Taken together, the readings show two different but connected distortions that disciples must resist. One is the temptation to retreat when opposition comes. The other is the temptation to seek Jesus only for temporary gain. Stephen resists the first by standing in Spirit-filled truth. Jesus challenges the second by exposing shallow motives and calling people into real faith. In both cases, the issue is depth. Are we rooted in God deeply enough to remain faithful when challenged? Do we seek Christ deeply enough to desire him above the gifts he gives?
There is also a Eucharistic undercurrent beginning to emerge in John 6. Jesus speaks of food that endures to eternal life, preparing hearts for the greater revelation still to come. He is not merely speaking in abstractions.
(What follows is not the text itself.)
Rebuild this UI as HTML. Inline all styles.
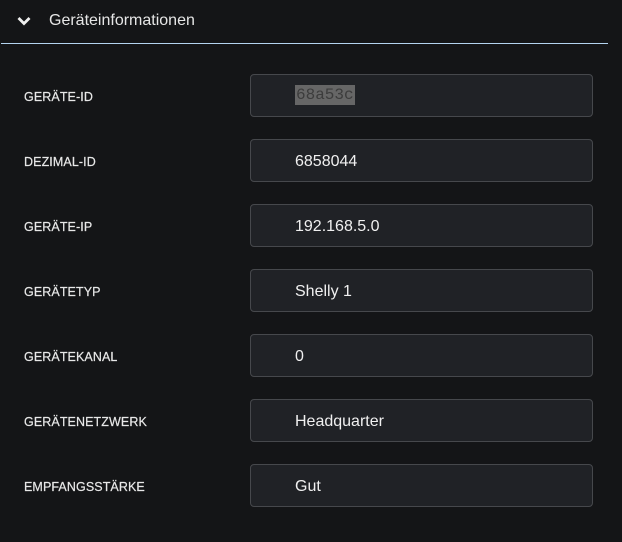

He is leading the crowd towards the mystery of himself as the true bread from heaven. The Church hears these words in the light of the Eucharist, where Christ gives not merely nourishment for the body, but himself for the life of the world (CCC 1324, 1338). The deepest hunger of the human heart is answered not by possessions, success, or comfort, but by communion with the living God.
For us today, the call is clear. We must let the word of God shape our minds as it shaped Stephen’s courage. We must examine whether we seek Jesus for who he is or merely for what he can do for us. We must choose the way of truth over the way of error, and eternal nourishment over passing satisfaction. Eastertide keeps leading us to the risen Christ, who alone can sustain both witness and worship.
One line to carry today:
Do not live for what passes away, but stay rooted in Christ who gives enduring life.